Earlier this week, Club for Growth President David McIntosh coauthored an op-ed praising the Senate for including repeal of the individual mandate in its tax legislation.  As the opinion piece explained, “Given the Senate’s rules and unnecessary, self-imposed budget constraints, most improvements would require congressional tax writers to find ‘savings,’ i.e., tax increases, elsewhere in the tax code. As we have seen, those trade-offs can be painful in a town filled with corporate welfare, cronyism and self-entitlement. That is why eliminating Obamacare’s individual mandate tax penalty is such a politically advantageous option available.”


The op-ed in Real Clear Politics went on to explain additional reasons why it is advantageous for the Senate to include a repeal of the individual mandate. “First, recent polling suggests a plurality — roughly 45 percent of voters — support the Republicans’ tax reform efforts.  According to a 2017 YouGov poll, nearly two-thirds of Americans want the individual mandate repealed. That number jumps to 81 percent when looking just at Trump voters. In other words, including repeal will increase the popularity of the tax package.  Second, eliminating the individual mandate penalty will alter the CBO’s health insurance coverage calculation when Republicans return to repeal-and-replace next year.  Remember, the CBO routinely estimated that 15+ million people would “lose” insurance coverage because the bill eliminated the individual mandate, handing the media and the left a powerful talking point against any future reform.”


While the Senate bill has many strengths, more can be done to strengthen it.  For example, Senator Ron Johnson (R-WI) this week indicated he cannot support the legislation in its current form.  As The Wall Street Journal reported, Senator Johnson has concerns about the treatment of pass-throughs and family-owned businesses.  Senator Johnson’s hesitations are warranted, and Club for Growth also wants to make certain that tax reform includes the best treatment of pass-through businesses.  In order to achieve the most pro-growth policies and unleash the greatest amount of economic growth, it is imperative Congress do as much as possible to lessen the burdens family-owned businesses and corporations face.  We are confident that Senator Johnson’s concerns will be worked out and that the Senate will deliver on a pro-growth tax reform bill.

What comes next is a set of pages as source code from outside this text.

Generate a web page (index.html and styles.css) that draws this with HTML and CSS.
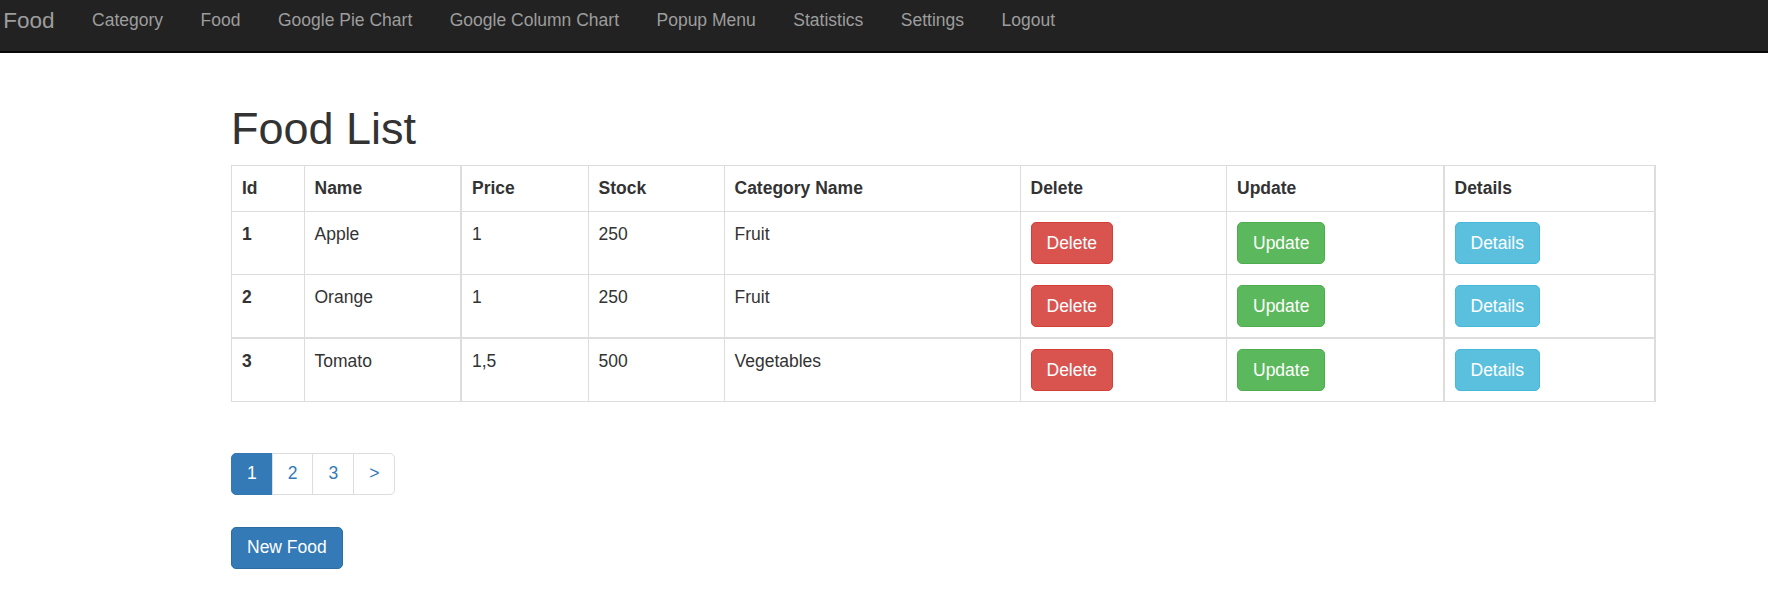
FILE: index.html
```html
<!DOCTYPE html>
<html lang="en">
<head>
<meta charset="utf-8">
<title>Food List</title>
<link rel="stylesheet" href="styles.css">
</head>
<body>
<nav class="navbar">
  <a class="brand" href="#">Food</a>
  <ul class="nav">
    <li><a href="#">Category</a></li>
    <li><a href="#">Food</a></li>
    <li><a href="#">Google Pie Chart</a></li>
    <li><a href="#">Google Column Chart</a></li>
    <li><a href="#">Popup Menu</a></li>
    <li><a href="#">Statistics</a></li>
    <li><a href="#">Settings</a></li>
    <li><a href="#">Logout</a></li>
  </ul>
</nav>
<main class="container">
  <h1 class="title">Food List</h1>
  <table class="table">
    <colgroup>
      <col class="w-id"><col class="w-name"><col class="w-price"><col class="w-stock"><col class="w-cat"><col class="w-del"><col class="w-upd"><col class="w-det">
    </colgroup>
    <thead>
      <tr>
        <th>Id</th><th>Name</th><th class="thick-l">Price</th><th>Stock</th><th>Category Name</th><th>Delete</th><th>Update</th><th class="thick-l thick-r">Details</th>
      </tr>
    </thead>
    <tbody>
      <tr>
        <th>1</th><td>Apple</td><td class="thick-l">1</td><td>250</td><td>Fruit</td>
        <td><a class="btn btn-danger" href="#">Delete</a></td>
        <td><a class="btn btn-success" href="#">Update</a></td>
        <td class="thick-l thick-r"><a class="btn btn-info" href="#">Details</a></td>
      </tr>
      <tr>
        <th>2</th><td>Orange</td><td class="thick-l">1</td><td>250</td><td>Fruit</td>
        <td><a class="btn btn-danger" href="#">Delete</a></td>
        <td><a class="btn btn-success" href="#">Update</a></td>
        <td class="thick-l thick-r"><a class="btn btn-info" href="#">Details</a></td>
      </tr>
      <tr class="thick-t">
        <th>3</th><td>Tomato</td><td class="thick-l">1,5</td><td>500</td><td>Vegetables</td>
        <td><a class="btn btn-danger" href="#">Delete</a></td>
        <td><a class="btn btn-success" href="#">Update</a></td>
        <td class="thick-l thick-r"><a class="btn btn-info" href="#">Details</a></td>
      </tr>
    </tbody>
  </table>
  <ul class="pagination">
    <li class="active"><a href="#">1</a></li>
    <li><a href="#">2</a></li>
    <li><a href="#">3</a></li>
    <li><a href="#">&gt;</a></li>
  </ul>
  <a class="btn btn-primary" href="#">New Food</a>
</main>
</body>
</html>
```

FILE: styles.css
```css
* {
  box-sizing: border-box;
}

body {
  margin: 0;
  font-family: "Liberation Sans", Arial, Helvetica, sans-serif;
  font-size: 17.5px;
  line-height: 25px;
  color: #333;
  background: #fff;
}

a {
  text-decoration: none;
}

/* Navbar */
.navbar {
  display: flex;
  align-items: flex-start;
  height: 53px;
  background: #222;
  border-bottom: 2px solid #080808;
}

.brand {
  display: block;
  padding: 8px 18.75px 0 3.3px;
  font-size: 22.5px;
  line-height: 25px;
  color: #9d9d9d;
}

.nav {
  display: flex;
  list-style: none;
  margin: 0;
  padding: 0;
}

.nav a {
  display: block;
  padding: 8px 18.75px 0;
  line-height: 25px;
  color: #9d9d9d;
}

/* Content */
.container {
  width: 1424px;
  margin-left: 231px;
  padding-top: 51px;
}

.title {
  margin: 0 0 11.5px;
  font-size: 45px;
  line-height: 49.5px;
  font-weight: 500;
  color: #333;
}

.table {
  width: 1423px;
  border-collapse: collapse;
  table-layout: fixed;
}

.w-id { width: 72.5px; }
.w-name { width: 157px; }
.w-price { width: 127px; }
.w-stock { width: 136px; }
.w-cat { width: 296px; }
.w-del { width: 206.5px; }
.w-upd { width: 217px; }
.w-det { width: 211px; }

.table th,
.table td {
  border: 1px solid #ddd;
  padding: 10px;
  text-align: left;
  vertical-align: top;
  line-height: 25px;
}

.table th {
  font-weight: bold;
}

.table .thick-l {
  border-left-width: 2px;
}

.table .thick-r {
  border-right-width: 2px;
}

.table .thick-t th,
.table .thick-t td {
  border-top-width: 2px;
}

/* Buttons */
.btn {
  display: inline-block;
  padding: 7.5px 15px;
  font-size: 17.5px;
  line-height: 25px;
  border: 1px solid transparent;
  border-radius: 5px;
  color: #fff;
  white-space: nowrap;
}

.btn-danger {
  background: #d9534f;
  border-color: #d43f3a;
}

.btn-success {
  background: #5cb85c;
  border-color: #4cae4c;
}

.btn-info {
  background: #5bc0de;
  border-color: #46b8da;
}

.btn-primary {
  background: #337ab7;
  border-color: #2e6da4;
}

/* Pagination */
.pagination {
  display: flex;
  list-style: none;
  padding: 0;
  margin: 50.5px 0 32px;
}

.pagination a {
  display: block;
  padding: 7.5px 15px;
  line-height: 25px;
  border: 1px solid #ddd;
  margin-left: -1px;
  color: #337ab7;
  background: #fff;
}

.pagination li:first-child a {
  margin-left: 0;
  border-radius: 5px 0 0 5px;
}

.pagination li:last-child a {
  border-radius: 0 5px 5px 0;
}

.pagination .active a {
  background: #337ab7;
  border-color: #337ab7;
  color: #fff;
}
```
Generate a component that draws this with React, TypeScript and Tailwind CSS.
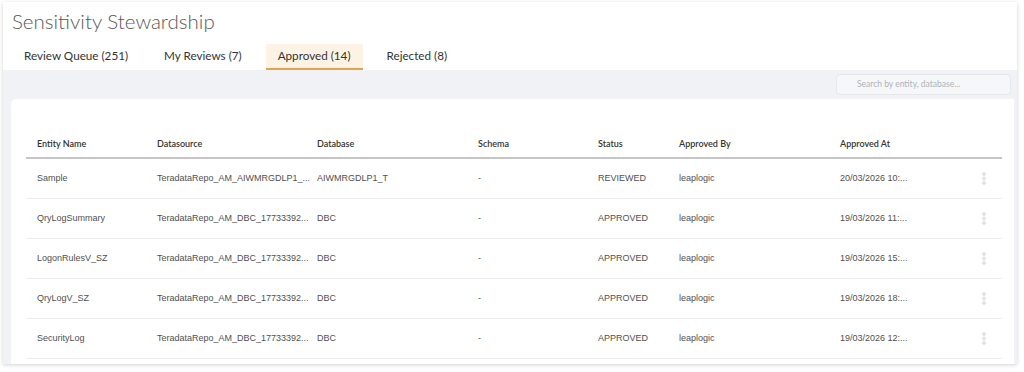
import { useState } from "react"

const TABS = [
  { label: "Review Queue (251)" },
  { label: "My Reviews (7)" },
  { label: "Approved (14)" },
  { label: "Rejected (8)" },
]

const COLUMNS = ["Entity Name", "Datasource", "Database", "Schema", "Status", "Approved By", "Approved At", ""]

// widths tuned to the reference column starts
const GRID = "grid grid-cols-[120px_160px_161px_120px_81px_161px_140px_32px]"

const ROWS = [
  ["Sample", "TeradataRepo_AM_AIWMRGDLP1_...", "AIWMRGDLP1_T", "-", "REVIEWED", "leaplogic", "20/03/2026 10:..."],
  ["QryLogSummary", "TeradataRepo_AM_DBC_17733392...", "DBC", "-", "APPROVED", "leaplogic", "19/03/2026 11:..."],
  ["LogonRulesV_SZ", "TeradataRepo_AM_DBC_17733392...", "DBC", "-", "APPROVED", "leaplogic", "19/03/2026 15:..."],
  ["QryLogV_SZ", "TeradataRepo_AM_DBC_17733392...", "DBC", "-", "APPROVED", "leaplogic", "19/03/2026 18:..."],
  ["SecurityLog", "TeradataRepo_AM_DBC_17733392...", "DBC", "-", "APPROVED", "leaplogic", "19/03/2026 12:..."],
]

function Kebab() {
  return (
    <svg width="6" height="13" viewBox="0 0 6 13" fill="none" stroke="#cfd2d6" strokeWidth="1">
      <circle cx="3" cy="2" r="1.3" />
      <circle cx="3" cy="6.5" r="1.3" />
      <circle cx="3" cy="11" r="1.3" />
    </svg>
  )
}

export default function App() {
  const [active, setActive] = useState(2)

  return (
    <div className="w-[1024px] h-[372px] bg-white pl-[3px] pt-[2px] font-['Lato',sans-serif]">
      <div className="w-[1014px] h-[362px] flex flex-col bg-white shadow-[0_1px_4px_rgba(0,0,0,0.18)] overflow-hidden">
        {/* Page header */}
        <div className="h-[68px] flex flex-col pl-[9px]">
          <h1 className="pt-[5px] h-[42px] text-[20.5px] font-light leading-[28px] text-[#585858]">
            Sensitivity Stewardship
          </h1>
          <div className="flex gap-[12px] h-[26px]">
            {TABS.map((tab, i) => (
              <button
                key={tab.label}
                onClick={() => setActive(i)}
                className={`px-[12px] h-[26px] text-[11.7px] text-[#333] border-b-2 ${
                  i === active ? "bg-[#fdf3e5] border-[#e2a251]" : "border-transparent"
                }`}
              >
                {tab.label}
              </button>
            ))}
          </div>
        </div>

        {/* Content area */}
        <div className="flex-1 flex flex-col bg-[#f1f2f6] pl-[8px] pr-[3px]">
          <div className="h-[29px] flex items-center justify-end pr-[3px]">
            <div className="w-[175px] h-[21px] flex items-center pl-[20px] bg-[#f6f7f9] border border-[#e5e7eb] rounded-[4px] text-[8.5px] text-[#aeb2ba]">
              Search by entity, database...
            </div>
          </div>

          <div className="flex-1 bg-white rounded-tl-[5px] pl-[15px] pr-[12px] pt-[32px]">
            <div className={`${GRID} h-[28px] items-center border-b-2 border-[#c6c6c6] text-[9px] font-semibold text-[#333]`}>
              {COLUMNS.map((c, i) => (
                <div key={i} className="pl-[11px]">{c}</div>
              ))}
            </div>
            {ROWS.map((row) => (
              <div
                key={row[0]}
                className={`${GRID} h-[40px] items-center border-b border-[#ececec] text-[9px] text-[#505050] font-['Liberation_Sans',sans-serif]`}
              >
                {row.map((cell, i) => (
                  <div key={i} className="pl-[11px] whitespace-nowrap">{cell}</div>
                ))}
                <div className="pl-[12px] flex items-center">
                  <Kebab />
                </div>
              </div>
            ))}
          </div>
        </div>
      </div>
    </div>
  )
}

Club for Growth to House Rules Committee: President Trump Provides Solution to SALT Deduction in House Bill

Rachael Slobodien - November 14th, 2017

Washington, DC – Today, Club for Growth President David McIntosh issued the following statement as the House of Representatives begins consideration of the “Tax Cuts and Jobs” Act:

“President Trump’s tweet yesterday that the House should lower the top marginal rate solves the problem for members representing these high-tax states,” explained Club for Growth President David McIntosh.

“Club for Growth has always argued for eliminating the SALT deduction and cutting marginal tax rates for all Americans, which includes those who are most successful as well as middle-class income earners.  A rate reduction to 35 percent for the highest bracket offsets the tax revenue caused from the elimination of the SALT deduction.

“Further, President Trump’s suggestion that Congress repeal the individual mandate in Obamacare provides an offset for revenue lost that fulfills the House’s self-imposed limit on tax cuts.

“Club for Growth urges the Rules Committee to amend the Tax Cut and Jobs Act to include both of the President’s suggestions.  Once incorporated, the House should pass the bill and send it to the Senate for further improvements.”

GOP Must Correct At Least Four Shortcomings of the House Bill to Bring Our Nation Pro-Growth Tax Reform

Rachael Slobodien - November 07th, 2017

Washington, DC – Today, Club for Growth President David McIntosh issued the following statement as the House Ways and Means Committee continues to mark up the “Tax Cuts and Jobs” bill:

“While the corporate tax cut will lead to some increase in our nation’s GDP, the rest of the provisions on individual taxpayers fails the pro-growth test,” Club for Growth President David McIntosh stated.

“Republicans must correct at least four serious shortcomings of the House bill to follow through on campaign promises and to bring our nation closer to a tax reform proposal that is truly pro-growth.

1: millionaires’ tax rate: House Republicans are engaging in class warfare the likes of which would make Democrats green with envy.  Instead of following through with the promise of taking seven brackets and simplifying them to three, Speaker Ryan and Chairman Brady added in a fourth bracket exclusively for millionaires.

2: 45.6 percent “bubble” phantom tax increase:  As The Wall Street Journal noted, some individuals and couples could face up to 45.6 percent marginal rate on earnings between $1.2-1.6 million.  That’s a real tax increase on successful people who invest and create jobs.

3: pass throughs:  Once again, Republicans fail the truth in advertising test here.  At first glance, the House GOP bill looks as if it introduces a degree of tax parity for small and family-owned businesses by taxing them at 25 percent.  But then there’s a catch, only the first 30 percent of their income will be taxed at the 25 percent rate, the remaining 70 percent is taxed as much as 45.6 percent.  The blended, real effective marginal rate is at least 35% and can even be higher.  That means no tax cut at all for most small business and family-owned companies.

4: death tax: Instead of taking this golden opportunity to rid Americans from being taxed even after they’ve died – on assets that they already paid taxes on when living – the House Republican plan waits a full six years before repealing it.  Our question is, why wait?

“All in all, this bill must be changed if Republicans intend to keep their promise of real pro-growth, job-creating tax cuts.”